The use of literature as a conceptual theme is also central to this group of works. Hand drawn images of books, letters and text itself recur throughout the show. Art and literature, reading and looking, drawing and writing become one. As Leslie Jones continues: “...’drawing with Al’ involves writing, ‘reading with Al’ involves looking, and ‘writing with Al’ involves drawing and reading. These interdisciplinary shifts are at the crux of Ruppersberg’s art, made possible by his choice of drawing as a medium which, like his practice, shifts seamlessly between writing and rendering, between linguistic and pictorial depiction. Be the content literary or banal, Shakespeare or dime-store postcard, Ruppersberg’s artistic approach remains the same. Illustration – drawing’s spurious sibling – is the common denominator that provides the means for the artist to level the conceptual art playing field by making idea-based work in populist terms. In his quest to ‘pass illustrations off as art’ Ruppersberg has also expanded the terms of drawing for the postpostmodern generation of artists for whom conceptualism and irony do not preclude ambiguity or sincerity of intent.”
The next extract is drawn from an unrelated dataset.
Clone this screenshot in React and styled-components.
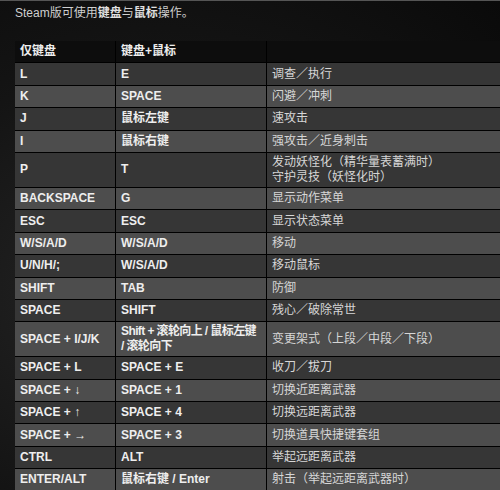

A catalogue to accompany the exhibition has been published by Christine Burgin and will be available in June from ARTBOOK | D.A.P.

Allen Ruppersberg (b. 1944) graduated from Chouinard Institute, Los Angeles, in 1967. He is a first generation California conceptual artist and had meaningful relationships with John Baldessari, Allan McCollum, William Leavitt and many other conceptualists. A retrospective of his work, One of Many – Origins and Variants, was shown at the Dusseldorf Kunsthalle, Germany (2005), and traveled to the Institut d’Art Contemporain, Villeurbanne, France (2007), the Dundee Contemporary Arts, Scotland (2006), and the Centro Adnaluz de Art Contemporaneo, Seville, Spain (2006). Ruppersberg’s first retrospective, The Secret of Life and Death, was shown at the Museum of Contemporary Art, Los Angeles, in 1985. No Time Left to Start Again and Again opened May 16, 2014 at Wiels Contemporary Art Centre in Brussels, following an appearance at the Art Institute of Chicago.

Ruppersberg has been the subject of over 60 solo shows and included in numerous group shows such as Under the Big Black Sun at the Museum of Contemporary Art, Los Angeles during the Getty initiative Pacific Standard Time: Art in Los Angeles 1945-1980. His work is in the collection of public institutions such as the Los Angeles County Museum of Art, the Solomon R. Guggenheim Museum, New York, the Cleveland Art Museum, Le Fonds Ronal d’Art Contemporain, France, among many others. Ruppersberg lives and works in Los Angeles and New York.